Engine Failure - Would have reported to ATC, it couldn't have been that catastrophic as to immediately down the aircraft.
Fire - Crew would have notified ATC.
Cabin Fire - Crew would have notified ATC.
Whatever it was it was abrupt and catastrophic, initial indications are the track bearing switched from 024 degrees to 333 degrees and altitude went from 35,000ft to 0ft along with the speed going from 468kts to 0kts in the space of one minute - As the flight was being monitored on secondary radar it would seem to me data supplied to the transponder ceased before the transponder eventually cut-out, and the aircraft for some as of yet unknown reason went down.

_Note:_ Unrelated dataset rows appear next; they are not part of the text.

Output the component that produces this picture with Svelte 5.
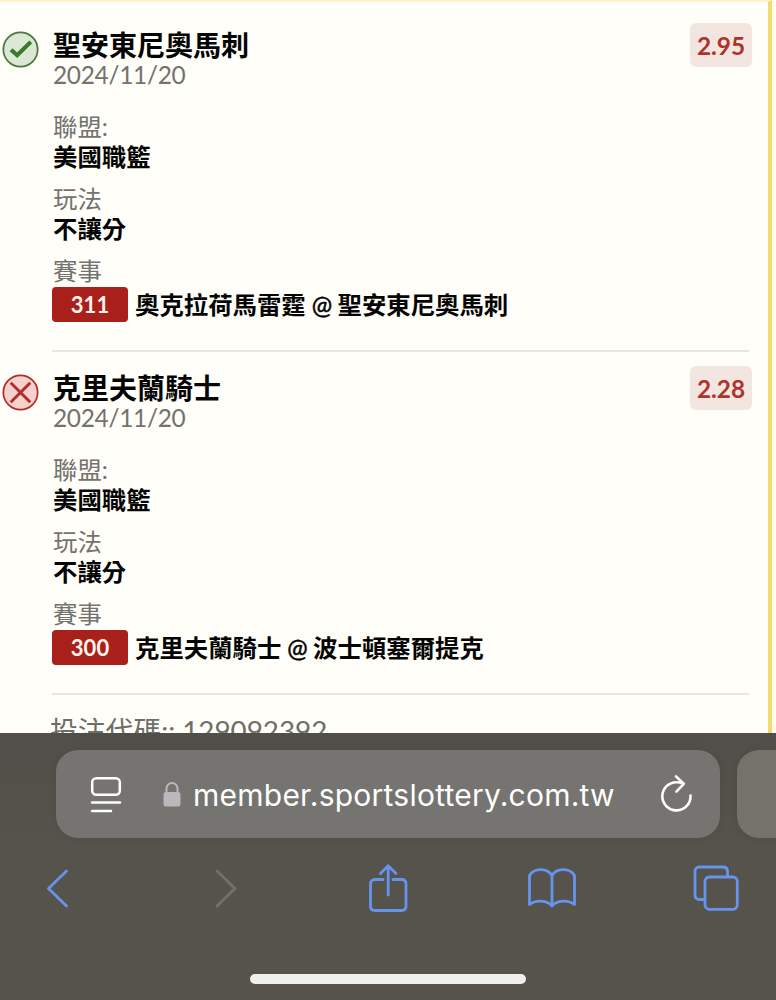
<script lang="ts">
    type Leg = {
        won: boolean;
        pick: string;
        date: string;
        league: string;
        play: string;
        code: string;
        away: string;
        home: string;
        odds: string;
    };

    const legs: Leg[] = [
        {
            won: true,
            pick: '聖安東尼奧馬刺',
            date: '2024/11/20',
            league: '美國職籃',
            play: '不讓分',
            code: '311',
            away: '奧克拉荷馬雷霆',
            home: '聖安東尼奧馬刺',
            odds: '2.95'
        },
        {
            won: false,
            pick: '克里夫蘭騎士',
            date: '2024/11/20',
            league: '美國職籃',
            play: '不讓分',
            code: '300',
            away: '克里夫蘭騎士',
            home: '波士頓塞爾提克',
            odds: '2.28'
        }
    ];
</script>

<div class="screen">
    <main class="slip">
        {#each legs as leg}
            <section class="leg">
                <svg class="status" class:lost={!leg.won} viewBox="0 0 36 36" aria-label={leg.won ? 'won' : 'lost'}>
                    <circle cx="18" cy="18" r="16.7" />
                    {#if leg.won}
                        <path class="check" d="M8.8 18.2 14.8 23.6 28 10.6" />
                    {:else}
                        <path d="M8.5 8.6 27.5 27.4M27.5 8.6 8.5 27.4" />
                    {/if}
                </svg>
                <div class="details">
                    <div class="head">
                        <div class="title">
                            <h2>{leg.pick}</h2>
                            <p class="date">{leg.date}</p>
                        </div>
                        <span class="odds">{leg.odds}</span>
                    </div>
                    <dl>
                        <dt>聯盟:</dt>
                        <dd>{leg.league}</dd>
                        <dt>玩法</dt>
                        <dd>{leg.play}</dd>
                        <dt>賽事</dt>
                        <dd class="match">
                            <span class="code">{leg.code}</span>
                            <span class="teams">{leg.away} <span class="at">@</span> {leg.home}</span>
                        </dd>
                    </dl>
                </div>
            </section>
        {/each}
        <p class="bet-code">投注代碼:: 129092392</p>
    </main>

    <footer class="browser">
        <div class="tabs">
            <div class="address">
                <svg class="reader" viewBox="0 0 32 38">
                    <rect x="2.2" y="2.2" width="27.6" height="16.6" rx="4" />
                    <path d="M2 26.5H30M2 35H21" />
                </svg>
                <svg class="lock" viewBox="0 0 18 26">
                    <rect x="0.5" y="11" width="17" height="14.5" rx="2.5" />
                    <path d="M3.5 12V7.5a5.5 5.5 0 0 1 11 0V12" />
                </svg>
                <span class="url">member.sportslottery.com.tw</span>
                <svg class="reload" viewBox="0 0 32 38">
                    <path d="M30.5 21.6A14.1 14.1 0 1 1 16.4 8.2Q20 8.2 23.6 9.8M16 2.4 23.8 9.8 16.4 17.6" />
                </svg>
            </div>
            <div class="next-tab"></div>
        </div>
        <nav class="tools">
            <svg class="back" viewBox="0 0 24 40"><path d="M20.5 3 2.5 20.5 20.5 38" /></svg>
            <svg class="forward" viewBox="0 0 24 40"><path d="M3 3 21 20.5 3 38" /></svg>
            <svg class="share" viewBox="0 0 40 50">
                <path d="M15 16.5H7Q2.5 16.5 2.5 21V43Q2.5 47.5 7 47.5H33.5Q38 47.5 38 43V21Q38 16.500 33.5 16.5H25" />
                <path d="M20.2 32V3M12.5 10.5 20.2 2.7 28 10.5" />
            </svg>
            <svg class="book" viewBox="0 0 50 42">
                <path d="M25 39C20 33 9 32.5 2.5 37.5V8.5C7 1 20 .5 25 8.5V39C30 33 41 32.5 47.5 37.5V8.5C43 1 30 .5 25 8.5" />
            </svg>
            <svg class="windows" viewBox="0 0 46 46">
                <path d="M11 34.5H6.5Q2 34.5 2 30V6.5Q2 2 6.5 2H30Q34.5 2 34.5 6.5V11" />
                <rect x="12" y="12" width="32.3" height="32.3" rx="4.5" />
            </svg>
        </nav>
        <div class="home-bar"></div>
    </footer>
</div>

<style>
    :global(body) {
        margin: 0;
        background: #55534b;
    }

    .screen {
        display: flex;
        flex-direction: column;
        width: 776px;
        height: 1000px;
        overflow: hidden;
        font-family: Lato, 'Noto Sans CJK TC', sans-serif;
        font-size: 24.4px;
        line-height: 30px;
    }

    h2,
    p,
    dl,
    dd {
        margin: 0;
    }

    svg {
        display: block;
        flex: none;
        fill: none;
    }

    .slip {
        box-sizing: border-box;
        width: 772px;
        height: 733px;
        padding: 7px 20px 0 2px;
        overflow: hidden;
        background: #fffef8;
        border-top: 2px solid #fff0d2;
        border-right: 4px solid #f3dc6c;
        box-shadow: 5px 0 0 #fffdf0;
        flex: none;
    }

    .leg {
        display: flex;
        gap: 13px;
        height: 343px;
    }

    .status {
        width: 37px;
        height: 37px;
        margin-top: 22px;
        stroke: #487a3c;
        stroke-width: 1.7;
    }

    .status circle {
        fill: #dce7d6;
    }

    .status .check {
        stroke: #387b29;
        stroke-width: 4;
    }

    .status.lost {
        stroke: #b42c29;
    }

    .status.lost circle {
        fill: #f3d2ce;
    }

    .status.lost path {
        stroke-width: 2.8;
    }

    .details {
        box-sizing: border-box;
        width: 697px;
        height: 343px;
        padding-top: 20px;
        border-bottom: 2px solid #e7e6e1;
        flex: none;
    }

    .head {
        display: flex;
        justify-content: space-between;
        height: 83px;
    }

    .title,
    dt,
    dd {
        padding-left: 1px;
    }

    h2 {
        font-size: 28px;
        font-weight: 700;
        line-height: 32px;
        color: #050505;
    }

    .date {
        letter-spacing: -0.28px;
        line-height: 27px;
    }

    .date,
    dt {
        color: #72726f;
    }

    .odds {
        width: 62px;
        height: 44px;
        margin: -6px -3px 0 0;
        border-radius: 6px;
        background: #f3e6e1;
        color: #ad342c;
        font-weight: 700;
        line-height: 45px;
        text-align: center;
    }

    dd {
        margin-bottom: 12px;
        color: #050505;
        font-weight: 700;
    }

    .match {
        display: flex;
        align-items: center;
        gap: 7px;
        height: 35px;
        margin: 1px 0 0;
        padding: 0;
    }

    .code {
        width: 76px;
        height: 35px;
        border-radius: 4px;
        background: #a82019;
        color: #fff3ee;
        font-size: 22px;
        line-height: 36px;
        text-align: center;
    }

    .teams {
        padding-top: 1px;
    }

    .at {
        margin-right: -0.5px;
        font-weight: 400;
        -webkit-text-stroke: 0.5px #050505;
    }

    .bet-code {
        margin: 19px 0 0 48px;
        color: #6d6d6a;
        font-size: 27.8px;
        line-height: 34px;
        white-space: nowrap;
    }

    .browser {
        height: 267px;
        background: linear-gradient(#514f49, #55534b 45%, #56544a);
        flex: none;
    }

    .tabs {
        display: flex;
        gap: 17px;
        padding: 17px 0 0 56px;
    }

    .address,
    .next-tab {
        height: 88px;
        background: #757470;
        border-radius: 22px;
        box-shadow: 0 0 8px rgba(0, 0, 0, 0.07);
        flex: none;
    }

    .address {
        display: flex;
        align-items: center;
        box-sizing: border-box;
        width: 664px;
        padding: 0 28px 0 34px;
    }

    .next-tab {
        width: 80px;
        background: #74736b;
    }

    .reader {
        width: 32px;
        height: 38px;
        margin-top: 2px;
        stroke: #fff;
        stroke-width: 2.5;
        stroke-linecap: round;
    }

    .lock {
        width: 18px;
        height: 26px;
        margin: 0 12px 0 41px;
        stroke: #bab8bd;
        stroke-width: 2;
    }

    .lock rect {
        fill: #bab8bd;
        stroke: none;
    }

    .url {
        flex: 1;
        padding-top: 1px;
        color: #fff;
        font-family: Inter, sans-serif;
        font-size: 30px;
        letter-spacing: 0.24px;
        line-height: 40px;
        white-space: nowrap;
    }

    .reload {
        width: 32px;
        height: 38px;
        margin-top: -3px;
        stroke: #fff;
        stroke-width: 2.6;
        stroke-linecap: round;
        stroke-linejoin: round;
    }

    .tools {
        display: flex;
        align-items: center;
        height: 100px;
        padding-left: 46px;
        stroke: #6694ed;
        stroke-width: 2.8;
        stroke-linecap: round;
        stroke-linejoin: round;
    }

    .back,
    .forward {
        width: 24px;
        height: 40px;
    }

    .forward {
        margin: 0 130px 0 144px;
        stroke: #73716a;
    }

    .share {
        width: 40px;
        height: 50px;
    }

    .book {
        width: 50px;
        height: 42px;
        margin: 0 116px 0 119px;
    }

    .windows {
        width: 46px;
        height: 46px;
    }

    .home-bar {
        width: 276px;
        height: 10px;
        margin: 36px auto 0;
        border-radius: 5px;
        background: #efefed;
    }
</style>
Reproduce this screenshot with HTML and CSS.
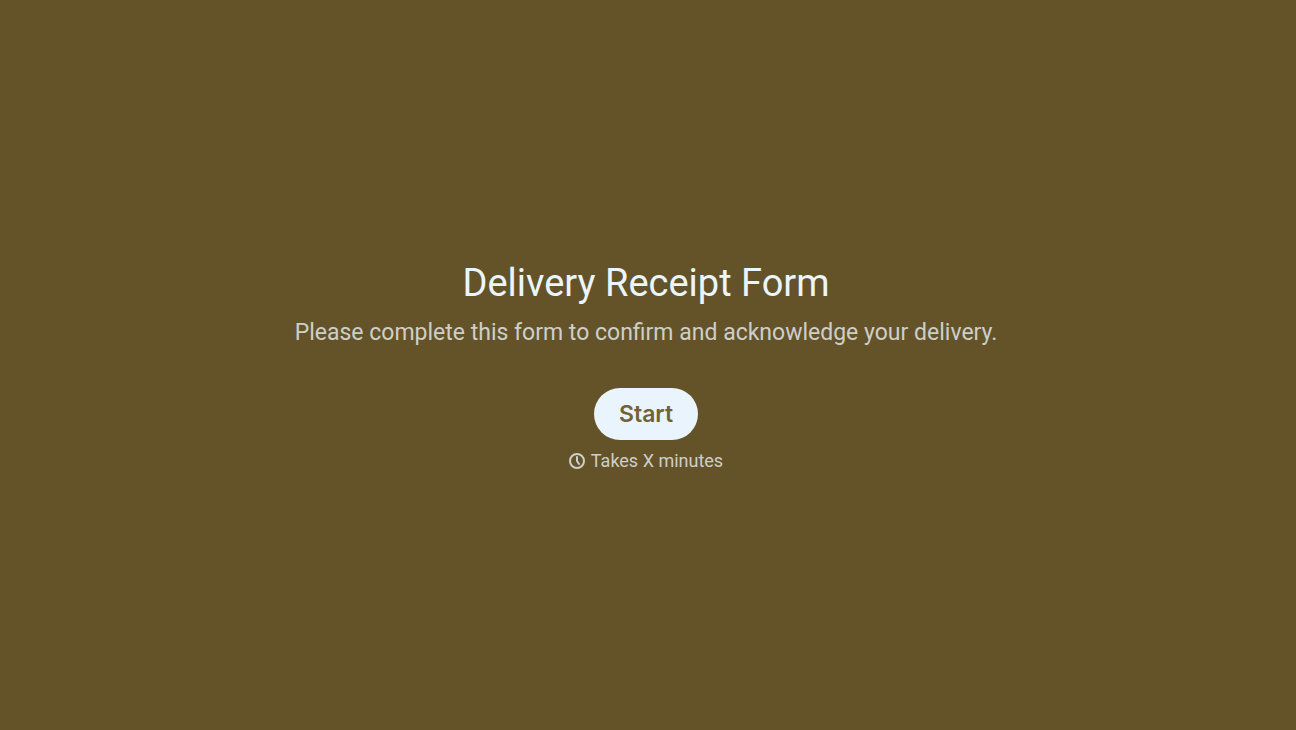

The only plausible theories I believe which led to the downing of the flight at this stage are;
Terrorism
Technical Nature - specifically in my thinking at the moment is an ADIRU failure previously experienced on a MAS flight - If this possibly happened on MH370, coupled with the fact the aircraft was over the Gulf of Thailand at 01:20 local Malaysian Time this could have had dire consequences if unexpected.
Catastrophic failure - Either an airframe component or it being caused by a sinister source.
What we are forgetting is that the crew were experienced, the captain was known for practicing on the flightsim on his days off and apparently helped in production with the PMDG 777X recently released for flightsim. And freakishly the same crew were filmed on 19 February flying from HKG to KUL on a 777-200 for a program on CNN's Business Traveller.